Zias sees the suit as an attempt by Jacobovici to blame him for all criticism he has received for his projects. “They decided they needed to shut someone up and I became the one they wanted to shut up,” he says.
Jacobovici’s new show, which claims to present “myth-busting archeology,” reconstructs the face of a Philistine woman who lived at the time of Delilah, a man whose skull was found in the Galilee and could be dated to the time of Jesus via Carbon-14 dating, a baby found in an ancient Canaanite jar, and a 6,000-year-old man whose Pre- Canaanite remains were found in a desert cave. When the skull is given a Biblical “hook,” linking it to a figure it may resemble, Jacobovici says it allows the viewer to connect to a familiar name, but he is not claiming the skull belongs to that figure.
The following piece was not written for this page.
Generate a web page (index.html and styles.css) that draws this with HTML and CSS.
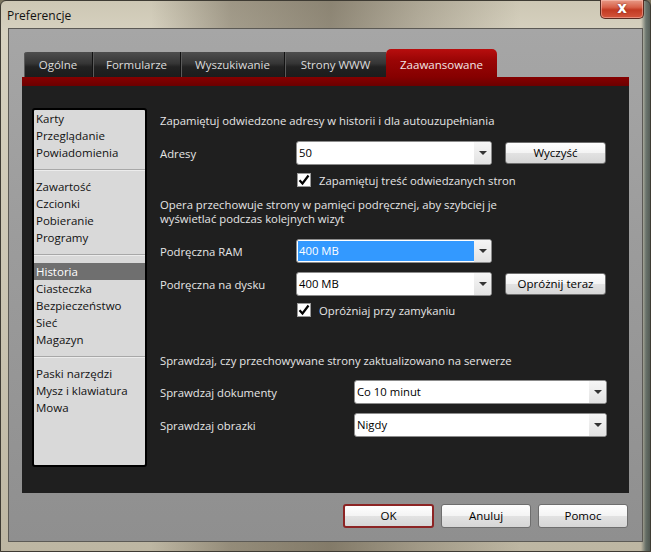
FILE: index.html
```html
<!DOCTYPE html>
<html lang="pl">
<head>
<meta charset="utf-8">
<title>Preferencje</title>
<link rel="stylesheet" href="styles.css">
</head>
<body>
<div class="window">
  <div class="titlebar">
    <div class="title">Preferencje</div>
    <div class="close"><span class="close-x">x</span></div>
  </div>
  <div class="client">
    <div class="tabs">
      <div class="tab t1">Ogólne</div>
      <div class="tab t2">Formularze</div>
      <div class="tab t3">Wyszukiwanie</div>
      <div class="tab t4">Strony WWW</div>
      <div class="tab t5 active">Zaawansowane</div>
    </div>
    <div class="redbar"></div>
    <div class="panel">
      <div class="sidebar">
        <div class="group">
          <div class="item">Karty</div>
          <div class="item">Przeglądanie</div>
          <div class="item">Powiadomienia</div>
        </div>
        <div class="sep"></div>
        <div class="group">
          <div class="item">Zawartość</div>
          <div class="item">Czcionki</div>
          <div class="item">Pobieranie</div>
          <div class="item">Programy</div>
        </div>
        <div class="sep"></div>
        <div class="group">
          <div class="item selected">Historia</div>
          <div class="item">Ciasteczka</div>
          <div class="item">Bezpieczeństwo</div>
          <div class="item">Sieć</div>
          <div class="item">Magazyn</div>
        </div>
        <div class="sep"></div>
        <div class="group">
          <div class="item">Paski narzędzi</div>
          <div class="item">Mysz i klawiatura</div>
          <div class="item">Mowa</div>
        </div>
      </div>
      <div class="content">
        <div class="heading h1">Zapamiętuj odwiedzone adresy w historii i dla autouzupełniania</div>
        <div class="row r-addr">
          <div class="label">Adresy</div>
          <div class="combo"><div class="val">50</div><div class="arrow"><span class="tri"></span></div></div>
          <div class="btn side">Wyczyść</div>
        </div>
        <div class="check r-chk1">
          <svg class="cb" width="14" height="14" viewBox="0 0 14 14"><rect x="0.5" y="0.5" width="13" height="13" fill="#fff" stroke="#9a9a9a"/><path d="M2.5 7.2 L5.5 10.5 L11.5 2.5" fill="none" stroke="#000" stroke-width="2.2"/></svg>
          <span>Zapamiętuj treść odwiedzanych stron</span>
        </div>
        <div class="para">Opera przechowuje strony w pamięci podręcznej, aby szybciej je<br>wyświetlać podczas kolejnych wizyt</div>
        <div class="row r-ram">
          <div class="label">Podręczna RAM</div>
          <div class="combo"><div class="val sel">400 MB</div><div class="arrow"><span class="tri"></span></div></div>
        </div>
        <div class="row r-disk">
          <div class="label">Podręczna na dysku</div>
          <div class="combo"><div class="val">400 MB</div><div class="arrow"><span class="tri"></span></div></div>
          <div class="btn side">Opróżnij teraz</div>
        </div>
        <div class="check r-chk2">
          <svg class="cb" width="14" height="14" viewBox="0 0 14 14"><rect x="0.5" y="0.5" width="13" height="13" fill="#fff" stroke="#9a9a9a"/><path d="M2.5 7.2 L5.5 10.5 L11.5 2.5" fill="none" stroke="#000" stroke-width="2.2"/></svg>
          <span>Opróżniaj przy zamykaniu</span>
        </div>
        <div class="heading h2">Sprawdzaj, czy przechowywane strony zaktualizowano na serwerze</div>
        <div class="row r-docs">
          <div class="label wide">Sprawdzaj dokumenty</div>
          <div class="combo long"><div class="val">Co 10 minut</div><div class="arrow"><span class="tri"></span></div></div>
        </div>
        <div class="row r-img">
          <div class="label wide">Sprawdzaj obrazki</div>
          <div class="combo long"><div class="val">Nigdy</div><div class="arrow"><span class="tri"></span></div></div>
        </div>
      </div>
    </div>
    <div class="footer">
      <div class="btn foot ok">OK</div>
      <div class="btn foot">Anuluj</div>
      <div class="btn foot">Pomoc</div>
    </div>
  </div>
</div>
</body>
</html>
```
FILE: styles.css
```css
* { box-sizing: border-box; }
html, body { margin: 0; padding: 0; }
body {
  width: 651px;
  height: 552px;
  overflow: hidden;
  font-family: "Open Sans", "Noto Sans", sans-serif;
  font-size: 11px;
  background: #7a745f;
}
.window {
  width: 651px;
  height: 552px;
  display: flex;
  flex-direction: column;
  border: 1px solid #3e3b33;
  border-radius: 6px 6px 0 0;
  background:
    linear-gradient(to right, rgba(0,0,0,0) 0, rgba(0,0,0,0) 640px, rgba(40,60,60,0.6) 645px, rgba(20,30,30,0.7) 651px),
    linear-gradient(to right, rgba(0,0,0,0) 0, rgba(0,0,0,0) 150px, rgba(70,60,45,0.35) 230px, rgba(60,50,35,0.45) 330px, rgba(80,70,55,0.25) 420px, rgba(0,0,0,0) 520px),
    linear-gradient(#cdc7b4 0, #d6d1bf 30px, #c9c3b0 60%, #bdb6a2 100%);
}
.titlebar {
  height: 27px;
  display: flex;
  align-items: flex-start;
  padding-left: 6px;
}
.title {
  font-size: 12px;
  line-height: 29px;
  color: #111;
}
.close {
  margin-left: auto;
  margin-right: 6px;
  width: 44px;
  height: 19px;
  margin-top: -1px;
  border: 1px solid #5b2a20;
  border-top: none;
  border-radius: 0 0 5px 5px;
  background: linear-gradient(#e89a86 0, #d8624a 40%, #c23a22 55%, #d4553c 100%);
  box-shadow: inset 0 0 0 1px rgba(255,210,200,0.45);
  display: flex;
  align-items: center;
  justify-content: center;
}
.close-x {
  color: #fff;
  font-family: "DejaVu Sans", sans-serif;
  font-weight: bold;
  font-size: 15px;
  line-height: 15px;
  margin-top: -2px;
  text-shadow: 0 0 2px #6a1a10;
}
.client {
  flex: 1;
  margin: 0 7px 9px 7px;
  border: 1px solid #5c5a55;
  background: linear-gradient(#a6a6a6 0, #9c9c9c 40%, #8f8f8f 100%);
  padding: 20px 13px 0 13px;
  display: flex;
  flex-direction: column;
}
.tabs {
  display: flex;
  align-items: flex-end;
  height: 28px;
  padding-left: 2px;
}
.tab {
  height: 25px;
  line-height: 25px;
  text-align: center;
  color: #dcdcdc;
  font-size: 11.5px;
  background: linear-gradient(#4e4e4e 0, #363636 45%, #222 60%, #1c1c1c 100%);
  border-right: 1px solid #121212;
  box-shadow: inset 1px 0 0 #5a5a5a;
}
.t1 { width: 69px; border-radius: 3px 0 0 0; }
.t2 { width: 88px; }
.t3 { width: 104px; }
.t4 { width: 101px; border-right: none; }
.t5 { width: 111px; }
.tab.active {
  height: 28px;
  padding-top: 3px;
  color: #f2e6e6;
  border: none;
  box-shadow: none;
  border-radius: 5px 5px 0 0;
  background: linear-gradient(#b80e0e 0, #9a0505 40%, #860000 100%);
}
.redbar {
  height: 9px;
  background: linear-gradient(#860000, #6c0000);
}
.panel {
  height: 407px;
  background: #1f1f1f;
  display: flex;
  align-items: flex-start;
  padding: 22px 0 0 10px;
  color: #e6e6e6;
}
.sidebar {
  width: 115px;
  height: 359px;
  background: #d9d9d9;
  border: 2px solid #000;
  border-radius: 3px;
  color: #111;
  font-size: 11.5px;
}
.item {
  height: 17px;
  line-height: 17px;
  padding-left: 2px;
  white-space: nowrap;
}
.item.selected {
  background: #6f6f6f;
  color: #fff;
}
.sep {
  height: 1px;
  margin: 8px 0;
  background: #a8a8a8;
  box-shadow: 0 1px 0 #ececec;
}
.content {
  margin-left: 13px;
  padding-top: 4px;
  display: flex;
  flex-direction: column;
  font-size: 11.3px;
}
.heading { line-height: 17px; white-space: nowrap; }
.row {
  display: flex;
  align-items: center;
  height: 24px;
}
.label { width: 136px; white-space: nowrap; }
.label.wide { width: 194px; }
.r-addr { margin-top: 12px; }
.r-chk1 { margin-top: 8px; }
.para { margin-top: 11px; line-height: 14px; }
.r-ram { margin-top: 13px; }
.r-disk { margin-top: 9px; }
.r-chk2 { margin-top: 7px; }
.h2 { margin-top: 35px; }
.r-docs { margin-top: 11px; }
.r-img { margin-top: 9px; }
.check {
  display: flex;
  align-items: center;
  height: 14px;
  padding-left: 137px;
  gap: 8px;
}
.cb { display: block; }
.combo {
  width: 196px;
  height: 24px;
  background: #fff;
  border: 1px solid #8c8c8c;
  border-radius: 3px;
  display: flex;
  color: #000;
  overflow: hidden;
}
.combo.long { width: 253px; }
.val {
  flex: 1;
  padding-left: 2px;
  line-height: 22px;
}
.val.sel {
  background: #3399ff;
  color: #fff;
  margin: 1px 0 1px 1px;
  padding-left: 1px;
  line-height: 20px;
}
.arrow {
  width: 17px;
  background: linear-gradient(#f6f6f6, #e2e2e2);
  display: flex;
  align-items: center;
  justify-content: center;
}
.tri {
  width: 0;
  height: 0;
  border-left: 4px solid transparent;
  border-right: 4px solid transparent;
  border-top: 4px solid #333;
}
.btn {
  height: 22px;
  line-height: 20px;
  text-align: center;
  color: #000;
  font-size: 11.5px;
  border: 1px solid #6e6e6e;
  border-radius: 3px;
  background: linear-gradient(#fefefe 0, #f4f4f4 48%, #e2e2e2 52%, #d6d6d6 100%);
}
.btn.side { width: 101px; margin-left: 13px; }
.footer {
  display: flex;
  justify-content: flex-end;
  gap: 7px;
  margin-top: 11px;
  padding-right: 1px;
}
.btn.foot { width: 90px; height: 24px; line-height: 22px; }
.btn.ok {
  width: 91px;
  border: 2px solid #8c2424;
  line-height: 20px;
}
```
“It’s just storytelling,” he says. “I can’t prove it. I don’t have Jesus’s diary. But it’s a reasonable stretch. We don’t make anything more of it than he lived at the same time in the same place and therefore might very well have come into contact with Jesus.”
David Berman, an actor on CSI: Crime Scene Investigation, hosts the series, which was four years in the making, according to Jacobovici, who says he does not see anything controversial in the project, as facial reconstruction is an accepted method done by police and forensic scientists the world over.
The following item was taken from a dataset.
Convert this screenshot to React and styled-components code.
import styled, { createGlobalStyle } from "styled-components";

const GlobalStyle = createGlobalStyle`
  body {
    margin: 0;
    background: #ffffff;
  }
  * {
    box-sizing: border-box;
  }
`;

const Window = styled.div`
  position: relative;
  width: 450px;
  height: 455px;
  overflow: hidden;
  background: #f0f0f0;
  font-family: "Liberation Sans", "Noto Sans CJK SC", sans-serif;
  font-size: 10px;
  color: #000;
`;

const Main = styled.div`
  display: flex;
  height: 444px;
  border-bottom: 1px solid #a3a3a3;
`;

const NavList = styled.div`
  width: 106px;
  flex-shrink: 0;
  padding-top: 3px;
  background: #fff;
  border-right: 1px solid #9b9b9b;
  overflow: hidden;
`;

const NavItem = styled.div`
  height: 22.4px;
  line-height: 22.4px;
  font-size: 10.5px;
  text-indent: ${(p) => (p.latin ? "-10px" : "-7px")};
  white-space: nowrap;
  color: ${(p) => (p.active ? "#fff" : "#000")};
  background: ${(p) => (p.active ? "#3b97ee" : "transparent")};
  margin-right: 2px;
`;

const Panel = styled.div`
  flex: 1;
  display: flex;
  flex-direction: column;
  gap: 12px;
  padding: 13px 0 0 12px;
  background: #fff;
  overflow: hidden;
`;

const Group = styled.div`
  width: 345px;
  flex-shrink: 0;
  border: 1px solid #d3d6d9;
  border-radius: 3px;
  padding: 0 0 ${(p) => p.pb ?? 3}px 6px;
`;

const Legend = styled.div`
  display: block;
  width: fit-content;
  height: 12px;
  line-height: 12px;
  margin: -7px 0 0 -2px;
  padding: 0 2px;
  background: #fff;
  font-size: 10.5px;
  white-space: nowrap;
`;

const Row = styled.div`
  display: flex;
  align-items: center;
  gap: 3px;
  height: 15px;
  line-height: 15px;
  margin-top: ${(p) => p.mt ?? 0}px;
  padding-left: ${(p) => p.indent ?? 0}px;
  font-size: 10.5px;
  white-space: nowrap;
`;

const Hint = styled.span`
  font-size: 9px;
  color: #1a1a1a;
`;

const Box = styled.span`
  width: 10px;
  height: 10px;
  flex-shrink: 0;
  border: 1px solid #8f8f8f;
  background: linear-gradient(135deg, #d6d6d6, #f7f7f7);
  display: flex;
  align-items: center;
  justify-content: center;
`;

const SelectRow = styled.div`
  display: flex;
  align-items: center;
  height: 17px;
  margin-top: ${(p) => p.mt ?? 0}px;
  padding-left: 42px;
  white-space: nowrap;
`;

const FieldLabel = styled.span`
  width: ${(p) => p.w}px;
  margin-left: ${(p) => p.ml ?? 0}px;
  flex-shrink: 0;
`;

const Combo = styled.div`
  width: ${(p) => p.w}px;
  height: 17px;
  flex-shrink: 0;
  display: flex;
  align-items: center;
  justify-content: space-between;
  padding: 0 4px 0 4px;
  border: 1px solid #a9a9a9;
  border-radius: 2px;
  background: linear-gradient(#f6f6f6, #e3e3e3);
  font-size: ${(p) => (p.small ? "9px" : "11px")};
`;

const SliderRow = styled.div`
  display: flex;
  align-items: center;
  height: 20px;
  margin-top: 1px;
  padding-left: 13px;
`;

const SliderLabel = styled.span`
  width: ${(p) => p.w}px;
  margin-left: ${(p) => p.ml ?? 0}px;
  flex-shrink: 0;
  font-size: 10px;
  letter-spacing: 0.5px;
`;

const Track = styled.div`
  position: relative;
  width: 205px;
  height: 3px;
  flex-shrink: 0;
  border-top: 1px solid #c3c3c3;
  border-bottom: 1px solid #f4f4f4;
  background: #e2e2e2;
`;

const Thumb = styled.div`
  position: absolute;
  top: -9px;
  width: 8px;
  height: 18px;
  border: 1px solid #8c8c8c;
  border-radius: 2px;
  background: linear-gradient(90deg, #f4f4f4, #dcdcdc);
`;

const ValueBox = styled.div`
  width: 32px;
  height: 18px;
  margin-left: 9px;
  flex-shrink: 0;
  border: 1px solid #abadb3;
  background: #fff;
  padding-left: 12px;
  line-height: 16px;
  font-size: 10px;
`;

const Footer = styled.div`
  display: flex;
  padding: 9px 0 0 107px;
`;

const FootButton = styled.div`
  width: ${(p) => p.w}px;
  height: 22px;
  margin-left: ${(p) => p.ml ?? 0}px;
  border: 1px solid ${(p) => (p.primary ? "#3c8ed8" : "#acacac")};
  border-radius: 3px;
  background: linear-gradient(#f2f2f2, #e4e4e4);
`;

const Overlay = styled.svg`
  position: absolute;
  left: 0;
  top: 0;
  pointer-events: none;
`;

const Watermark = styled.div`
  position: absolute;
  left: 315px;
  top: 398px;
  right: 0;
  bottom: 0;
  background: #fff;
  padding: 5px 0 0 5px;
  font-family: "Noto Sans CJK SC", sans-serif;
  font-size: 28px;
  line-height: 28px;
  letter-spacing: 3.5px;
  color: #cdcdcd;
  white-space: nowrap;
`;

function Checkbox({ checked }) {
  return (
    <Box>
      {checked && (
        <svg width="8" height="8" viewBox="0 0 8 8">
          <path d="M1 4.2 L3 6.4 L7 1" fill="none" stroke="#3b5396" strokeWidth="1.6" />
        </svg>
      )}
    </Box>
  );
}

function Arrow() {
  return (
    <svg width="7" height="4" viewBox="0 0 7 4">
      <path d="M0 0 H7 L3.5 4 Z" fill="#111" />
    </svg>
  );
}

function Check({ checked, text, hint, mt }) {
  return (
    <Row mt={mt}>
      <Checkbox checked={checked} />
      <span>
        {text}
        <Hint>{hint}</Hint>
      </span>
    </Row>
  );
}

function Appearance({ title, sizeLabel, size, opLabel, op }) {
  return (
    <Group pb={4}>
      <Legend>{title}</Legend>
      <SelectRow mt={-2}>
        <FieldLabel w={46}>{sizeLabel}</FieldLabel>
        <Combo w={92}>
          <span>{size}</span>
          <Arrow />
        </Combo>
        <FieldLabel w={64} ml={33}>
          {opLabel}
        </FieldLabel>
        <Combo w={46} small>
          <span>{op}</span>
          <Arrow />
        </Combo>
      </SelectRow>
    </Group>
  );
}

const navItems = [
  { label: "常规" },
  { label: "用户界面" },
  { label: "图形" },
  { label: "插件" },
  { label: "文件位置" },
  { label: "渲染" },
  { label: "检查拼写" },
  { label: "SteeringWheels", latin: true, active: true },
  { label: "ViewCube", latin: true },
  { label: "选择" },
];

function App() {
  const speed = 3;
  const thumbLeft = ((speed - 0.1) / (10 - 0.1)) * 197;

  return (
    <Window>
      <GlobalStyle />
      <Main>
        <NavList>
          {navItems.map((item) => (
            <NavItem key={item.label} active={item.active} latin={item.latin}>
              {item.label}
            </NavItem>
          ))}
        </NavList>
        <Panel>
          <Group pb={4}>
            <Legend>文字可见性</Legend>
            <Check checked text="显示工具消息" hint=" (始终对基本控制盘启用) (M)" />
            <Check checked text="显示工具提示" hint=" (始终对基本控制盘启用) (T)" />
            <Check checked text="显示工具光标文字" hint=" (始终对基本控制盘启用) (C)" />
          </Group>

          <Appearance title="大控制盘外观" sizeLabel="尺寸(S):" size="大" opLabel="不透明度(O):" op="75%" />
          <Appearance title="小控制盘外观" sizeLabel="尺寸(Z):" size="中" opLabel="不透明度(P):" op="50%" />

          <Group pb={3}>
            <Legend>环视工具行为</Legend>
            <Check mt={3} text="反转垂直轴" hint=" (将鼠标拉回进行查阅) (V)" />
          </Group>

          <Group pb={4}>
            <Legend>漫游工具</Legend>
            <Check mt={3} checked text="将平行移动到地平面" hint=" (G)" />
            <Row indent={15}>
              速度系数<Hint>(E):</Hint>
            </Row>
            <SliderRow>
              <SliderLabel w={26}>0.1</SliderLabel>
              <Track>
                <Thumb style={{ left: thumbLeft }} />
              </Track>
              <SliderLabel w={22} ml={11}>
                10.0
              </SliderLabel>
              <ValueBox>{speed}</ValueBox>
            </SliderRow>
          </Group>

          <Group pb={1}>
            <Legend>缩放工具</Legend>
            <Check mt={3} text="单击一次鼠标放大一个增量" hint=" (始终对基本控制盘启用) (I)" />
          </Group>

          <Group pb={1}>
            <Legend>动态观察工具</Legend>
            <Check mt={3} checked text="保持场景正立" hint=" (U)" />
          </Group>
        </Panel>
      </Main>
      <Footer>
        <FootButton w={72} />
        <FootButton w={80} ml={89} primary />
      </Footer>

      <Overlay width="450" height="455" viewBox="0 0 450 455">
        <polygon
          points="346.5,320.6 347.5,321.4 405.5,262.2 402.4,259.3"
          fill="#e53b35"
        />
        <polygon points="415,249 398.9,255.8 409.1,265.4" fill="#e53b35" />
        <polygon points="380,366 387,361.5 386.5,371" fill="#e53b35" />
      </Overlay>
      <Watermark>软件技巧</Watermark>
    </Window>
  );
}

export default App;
In this case, he says, it restores the humanity to millennia old skulls.
“You look at a skull and it’s an artifact.
You look at a face and it’s a human being,” he explains. “By resurrecting them so to speak, by seeing their face, this is a face that somebody loved. It probably had children.
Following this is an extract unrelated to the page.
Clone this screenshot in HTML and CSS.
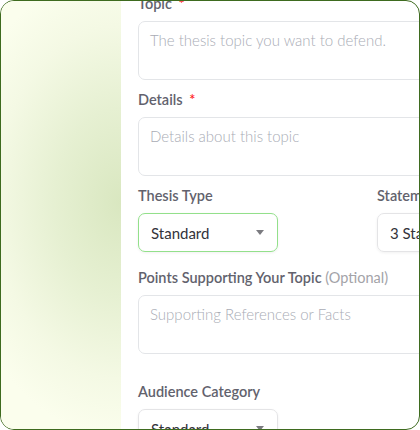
FILE: index.html
```html
<!DOCTYPE html>
<html lang="en">
<head>
    <meta charset="UTF-8">
    <meta name="viewport" content="width=device-width, initial-scale=1.0">
    <title>Thesis Defense</title>
    <link rel="stylesheet" href="styles.css">
</head>
<body>
    <div class="frame">
        <aside class="side"></aside>
        <main class="panel">
            <form class="form">
                <div class="form-field">
                    <label for="topic">Topic <span class="req">*</span></label>
                    <textarea id="topic" placeholder="The thesis topic you want to defend."></textarea>
                </div>
                <div class="form-field">
                    <label for="details">Details <span class="req">*</span></label>
                    <textarea id="details" placeholder="Details about this topic"></textarea>
                </div>
                <div class="form-row">
                    <div class="form-field">
                        <label>Thesis Type</label>
                        <div class="select active">
                            <span>Standard</span>
                            <span class="caret"></span>
                        </div>
                    </div>
                    <div class="form-field">
                        <label>Statements</label>
                        <div class="select">
                            <span>3 Statements</span>
                            <span class="caret"></span>
                        </div>
                    </div>
                </div>
                <div class="form-field">
                    <label for="points">Points Supporting Your Topic <span class="optional">(Optional)</span></label>
                    <textarea id="points" placeholder="Supporting References or Facts"></textarea>
                </div>
                <div class="form-field spaced">
                    <label>Audience Category</label>
                    <div class="select">
                        <span>Standard</span>
                        <span class="caret"></span>
                    </div>
                </div>
            </form>
        </main>
    </div>
</body>
</html>
```

FILE: styles.css
```css
*{
    box-sizing: border-box;
    margin: 0;
    padding: 0;
}
body{
    font-family: "Lato", "Open Sans", sans-serif;
    background-color: white;
}
.frame{
    width: 420px;
    height: 430px;
    border: 1px solid #3e6b1f;
    border-radius: 14px;
    overflow: hidden;
    display: flex;
    background-color: white;
}
.side{
    width: 120px;
    flex-shrink: 0;
    background: radial-gradient(ellipse 140% 55% at 100% 47%, #d9e7c0 0%, #e6f0d2 40%, #f4f9e4 75%, #fbfeed 100%);
}
.panel{
    flex: 1;
    overflow: hidden;
    padding-left: 17px;
}
.form{
    width: 520px;
    margin-top: -7px;
}
.form-field{
    margin-bottom: 10px;
}
.form-field label{
    display: block;
    height: 20px;
    line-height: 20px;
    margin-bottom: 7px;
    font-size: 14.5px;
    font-weight: 600;
    color: #62626d;
}
.req{
    color: #ff1f1f;
    margin-left: 3px;
}
.optional{
    font-weight: 400;
    color: #a3a3a8;
}
textarea{
    display: block;
    width: 100%;
    height: 59px;
    border: 1px solid #e3e5e8;
    border-radius: 7px;
    padding: 9px 11px;
    font-family: inherit;
    font-size: 15px;
    line-height: 18px;
    resize: none;
    outline: none;
}
textarea::placeholder{
    color: #a9acb5;
    font-weight: 300;
}
.form-row{
    display: grid;
    grid-template-columns: 239px 239px;
    margin-bottom: 6px;
}
.select{
    width: 140px;
    height: 39px;
    border: 1px solid #e4e4e6;
    border-radius: 7px;
    padding: 0 13px 0 12px;
    display: flex;
    align-items: center;
    justify-content: space-between;
    font-size: 15px;
    color: #33333a;
    box-shadow: 0 1px 3px rgba(0, 0, 0, 0.06);
    white-space: nowrap;
}
.select.active{
    border-color: #93e08b;
}
.caret{
    width: 0;
    height: 0;
    border-left: 4px solid transparent;
    border-right: 4px solid transparent;
    border-top: 5px solid #7b7b80;
}
.spaced{
    margin-top: 28px;
}
```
Somebody cared about this person.
It’s nothing scientific. By seeing a face we open a whole world, a whole audience to seeing these faces.”
Archeologists conducted a CT scan and utilized facial reconstruction recently on the remains of Richard III, whose skeleton was found in a parking lot in Leicester. Zias dismisses this as show business.
“That’s Hollywood is what it is,” he says.
Both men accuse the other of stifling academic debate, with Jacobovici arguing that Zias is a serial defamer of credible academics and Zias countering that Jacobovici pays academics for their participation in his projects, but forces them to sign nondisclosure agreements. He says Jacobovici offered him “a large sum of money” to be interviewed in the James Ossuary film, but the interview was dependent on his signing the form and not talking to anybody.
“These are ways of muzzling people,” Zias says, adding that those who agree with him are too intimidated by Jacobovici to come forward with their concerns. “It goes against the whole ethics of what you do.”
But Jacobovici says he just wants a true academic debate about his work without personal attacks.
“He can disagree with everything that I do. He has a right to and I frankly don’t care,” he says. “The law suit is about certain charges that he made which were libelous, and democracy ends where libel begins.”
He says most tips he receives that inspire his projects come from scholars who wish not to be on camera. “I have to persuade people,” he says. “The minute you lose your anonymity you become an object of criticism and a lot of people don’t want that.”
Hershkovitz did not respond to multiple requests for comment.
What’s next for the naked archeologist? A four-part series on archeological mysteries, he says, will come out next year.